= What you need to do =
In the lines below, find how many contain the word "index" and report that figure alone.
== == ==
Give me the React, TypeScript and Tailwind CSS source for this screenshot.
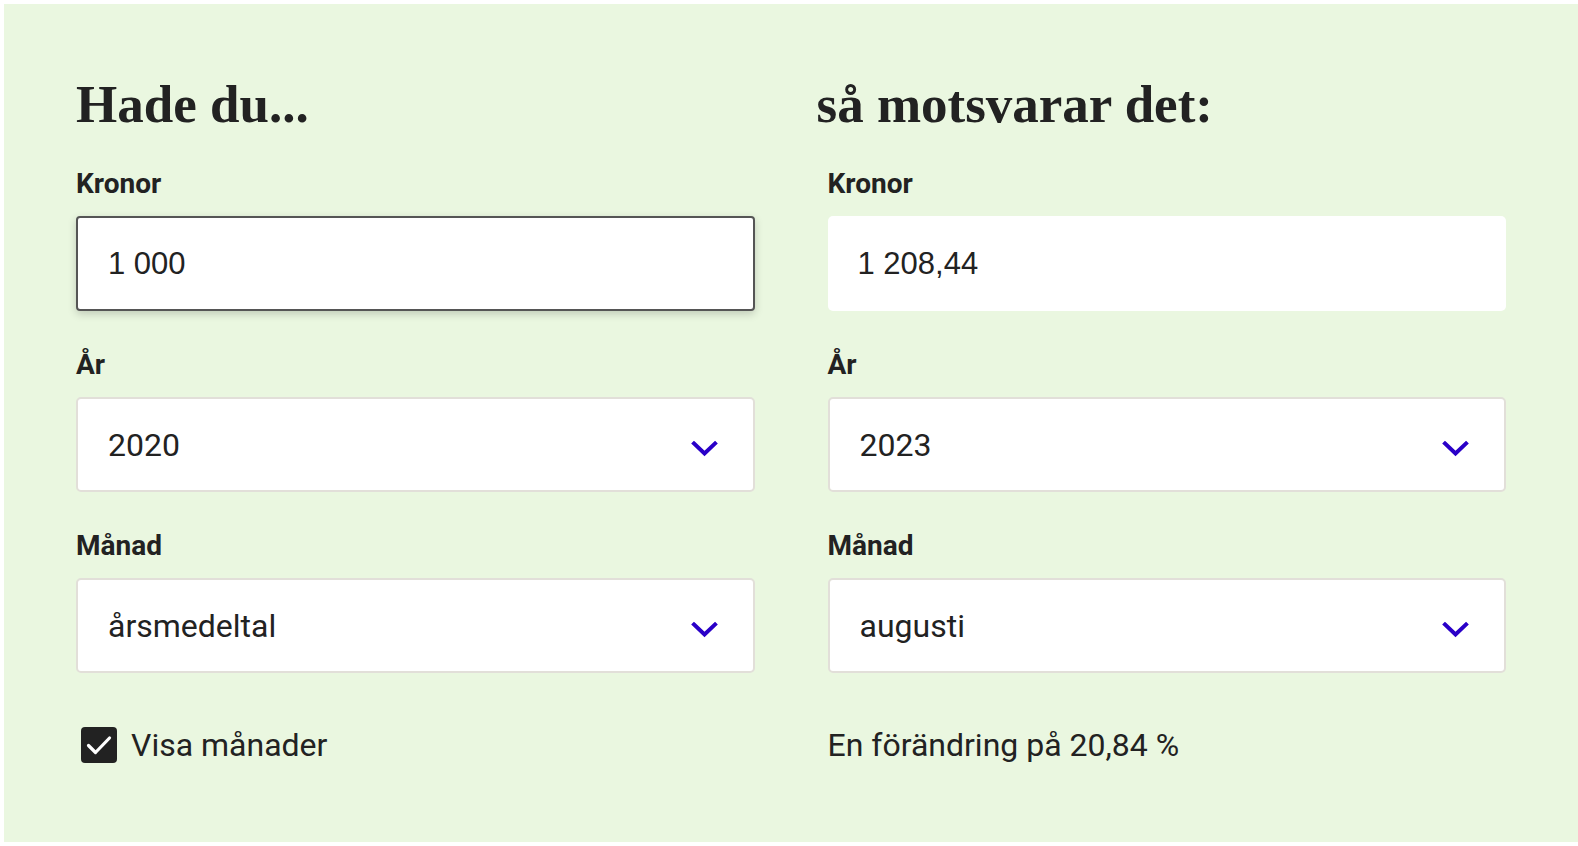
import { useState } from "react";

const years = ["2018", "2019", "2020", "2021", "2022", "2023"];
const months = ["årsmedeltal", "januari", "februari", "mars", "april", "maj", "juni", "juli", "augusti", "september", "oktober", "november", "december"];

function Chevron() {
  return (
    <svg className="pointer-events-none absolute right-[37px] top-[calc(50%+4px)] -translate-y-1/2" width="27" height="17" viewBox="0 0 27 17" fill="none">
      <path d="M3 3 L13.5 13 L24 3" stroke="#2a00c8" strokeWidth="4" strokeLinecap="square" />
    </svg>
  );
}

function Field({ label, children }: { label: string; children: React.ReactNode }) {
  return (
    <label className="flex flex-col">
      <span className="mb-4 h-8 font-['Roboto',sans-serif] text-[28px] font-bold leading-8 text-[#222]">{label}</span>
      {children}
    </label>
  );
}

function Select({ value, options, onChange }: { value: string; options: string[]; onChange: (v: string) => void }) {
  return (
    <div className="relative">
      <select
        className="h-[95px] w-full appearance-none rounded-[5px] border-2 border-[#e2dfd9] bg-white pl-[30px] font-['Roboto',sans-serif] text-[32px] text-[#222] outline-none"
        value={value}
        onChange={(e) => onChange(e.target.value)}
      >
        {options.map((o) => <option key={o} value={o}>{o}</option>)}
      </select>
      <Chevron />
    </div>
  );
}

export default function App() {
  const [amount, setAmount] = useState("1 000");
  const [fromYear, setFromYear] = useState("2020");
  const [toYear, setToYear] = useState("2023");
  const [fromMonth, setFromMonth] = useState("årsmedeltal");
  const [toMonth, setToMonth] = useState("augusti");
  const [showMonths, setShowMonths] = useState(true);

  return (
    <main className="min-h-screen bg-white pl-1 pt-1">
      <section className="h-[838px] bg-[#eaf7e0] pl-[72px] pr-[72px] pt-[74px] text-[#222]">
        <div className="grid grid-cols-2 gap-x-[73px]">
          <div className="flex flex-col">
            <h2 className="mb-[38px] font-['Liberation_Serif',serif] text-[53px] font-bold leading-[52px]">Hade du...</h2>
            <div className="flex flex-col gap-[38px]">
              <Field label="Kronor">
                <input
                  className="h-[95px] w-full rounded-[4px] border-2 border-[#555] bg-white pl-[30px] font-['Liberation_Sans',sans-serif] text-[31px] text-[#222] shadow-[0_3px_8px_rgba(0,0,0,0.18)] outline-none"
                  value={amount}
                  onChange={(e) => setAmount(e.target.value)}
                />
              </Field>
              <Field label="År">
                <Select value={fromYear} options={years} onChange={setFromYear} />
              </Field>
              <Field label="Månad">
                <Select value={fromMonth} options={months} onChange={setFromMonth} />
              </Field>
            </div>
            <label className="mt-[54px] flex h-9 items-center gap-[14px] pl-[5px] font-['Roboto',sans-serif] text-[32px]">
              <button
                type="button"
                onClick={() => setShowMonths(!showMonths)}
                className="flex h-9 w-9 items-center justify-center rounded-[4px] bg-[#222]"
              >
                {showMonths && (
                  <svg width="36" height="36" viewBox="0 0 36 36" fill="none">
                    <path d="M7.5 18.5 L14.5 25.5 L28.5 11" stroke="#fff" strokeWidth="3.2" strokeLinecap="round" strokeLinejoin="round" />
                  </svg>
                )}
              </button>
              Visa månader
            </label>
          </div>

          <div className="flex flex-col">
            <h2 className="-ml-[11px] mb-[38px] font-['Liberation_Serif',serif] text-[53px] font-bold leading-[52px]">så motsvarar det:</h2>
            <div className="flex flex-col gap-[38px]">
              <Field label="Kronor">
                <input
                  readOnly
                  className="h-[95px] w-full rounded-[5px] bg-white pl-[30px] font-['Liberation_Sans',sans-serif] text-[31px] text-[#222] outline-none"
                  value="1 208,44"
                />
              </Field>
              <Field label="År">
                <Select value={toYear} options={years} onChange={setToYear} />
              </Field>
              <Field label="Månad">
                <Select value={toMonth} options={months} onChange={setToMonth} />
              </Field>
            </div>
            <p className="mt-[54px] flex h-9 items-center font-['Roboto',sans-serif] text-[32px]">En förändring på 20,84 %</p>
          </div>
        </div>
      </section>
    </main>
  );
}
== == ==
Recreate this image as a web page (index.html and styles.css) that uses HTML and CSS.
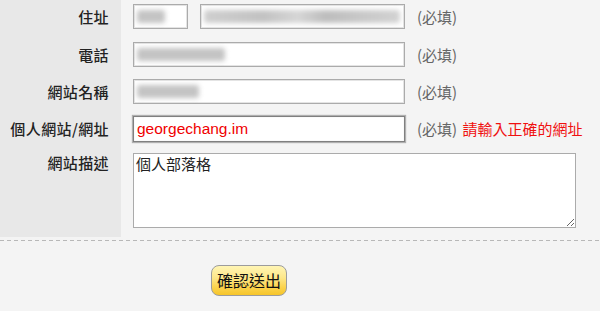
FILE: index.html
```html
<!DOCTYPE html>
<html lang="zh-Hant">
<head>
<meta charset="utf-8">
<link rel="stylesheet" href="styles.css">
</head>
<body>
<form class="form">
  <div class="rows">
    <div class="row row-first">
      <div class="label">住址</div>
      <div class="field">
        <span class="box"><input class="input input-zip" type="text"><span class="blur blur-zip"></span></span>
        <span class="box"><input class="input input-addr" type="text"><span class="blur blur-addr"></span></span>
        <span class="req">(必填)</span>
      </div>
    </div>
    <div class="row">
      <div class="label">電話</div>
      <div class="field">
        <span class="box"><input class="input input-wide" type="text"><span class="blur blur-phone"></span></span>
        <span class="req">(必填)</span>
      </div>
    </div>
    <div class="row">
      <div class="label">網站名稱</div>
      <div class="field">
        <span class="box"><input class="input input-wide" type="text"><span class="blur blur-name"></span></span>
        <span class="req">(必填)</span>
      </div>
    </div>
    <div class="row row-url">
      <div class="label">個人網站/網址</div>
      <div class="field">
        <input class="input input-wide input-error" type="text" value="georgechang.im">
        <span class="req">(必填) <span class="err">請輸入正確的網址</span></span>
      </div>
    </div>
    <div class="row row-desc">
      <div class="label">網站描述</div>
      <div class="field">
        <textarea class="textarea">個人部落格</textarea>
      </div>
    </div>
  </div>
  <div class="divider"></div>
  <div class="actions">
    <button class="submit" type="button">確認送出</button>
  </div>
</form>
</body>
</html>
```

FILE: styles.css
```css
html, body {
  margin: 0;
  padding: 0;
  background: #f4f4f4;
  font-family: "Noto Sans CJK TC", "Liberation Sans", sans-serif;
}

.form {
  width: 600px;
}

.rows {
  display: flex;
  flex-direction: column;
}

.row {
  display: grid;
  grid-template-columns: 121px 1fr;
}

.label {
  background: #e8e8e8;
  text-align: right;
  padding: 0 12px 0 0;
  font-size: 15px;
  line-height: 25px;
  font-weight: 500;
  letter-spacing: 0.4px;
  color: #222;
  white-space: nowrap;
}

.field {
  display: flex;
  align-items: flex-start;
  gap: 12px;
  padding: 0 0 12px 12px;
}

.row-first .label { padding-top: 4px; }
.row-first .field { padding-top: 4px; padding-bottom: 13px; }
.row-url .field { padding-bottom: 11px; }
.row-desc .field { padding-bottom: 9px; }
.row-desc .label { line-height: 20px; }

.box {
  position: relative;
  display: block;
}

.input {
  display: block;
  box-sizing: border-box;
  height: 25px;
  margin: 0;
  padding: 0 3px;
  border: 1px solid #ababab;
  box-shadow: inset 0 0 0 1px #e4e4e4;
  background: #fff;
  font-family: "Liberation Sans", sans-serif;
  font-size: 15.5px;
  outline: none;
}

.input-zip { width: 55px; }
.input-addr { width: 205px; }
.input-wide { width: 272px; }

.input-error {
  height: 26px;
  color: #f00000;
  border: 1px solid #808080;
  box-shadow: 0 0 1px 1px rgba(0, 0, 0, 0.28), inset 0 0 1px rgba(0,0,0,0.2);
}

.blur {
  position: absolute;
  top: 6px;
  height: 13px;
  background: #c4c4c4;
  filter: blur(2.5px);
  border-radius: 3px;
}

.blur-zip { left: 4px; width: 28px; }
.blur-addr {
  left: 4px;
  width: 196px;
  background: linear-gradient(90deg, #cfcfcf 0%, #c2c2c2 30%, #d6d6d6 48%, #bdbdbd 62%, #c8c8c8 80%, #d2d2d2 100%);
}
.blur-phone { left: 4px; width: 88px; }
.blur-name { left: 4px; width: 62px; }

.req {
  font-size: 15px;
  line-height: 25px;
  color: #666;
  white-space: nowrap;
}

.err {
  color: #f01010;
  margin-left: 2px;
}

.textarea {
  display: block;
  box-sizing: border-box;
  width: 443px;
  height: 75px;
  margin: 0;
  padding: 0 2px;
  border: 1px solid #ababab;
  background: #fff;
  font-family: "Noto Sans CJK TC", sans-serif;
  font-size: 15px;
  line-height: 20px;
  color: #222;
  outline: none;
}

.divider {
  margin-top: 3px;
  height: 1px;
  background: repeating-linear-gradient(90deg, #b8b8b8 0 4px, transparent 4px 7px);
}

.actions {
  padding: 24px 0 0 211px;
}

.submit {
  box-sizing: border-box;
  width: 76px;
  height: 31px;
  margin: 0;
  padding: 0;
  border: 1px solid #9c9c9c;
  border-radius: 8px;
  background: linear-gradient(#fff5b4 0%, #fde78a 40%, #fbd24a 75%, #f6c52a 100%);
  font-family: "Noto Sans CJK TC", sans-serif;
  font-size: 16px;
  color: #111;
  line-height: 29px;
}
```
== == ==
= Output of the task =
2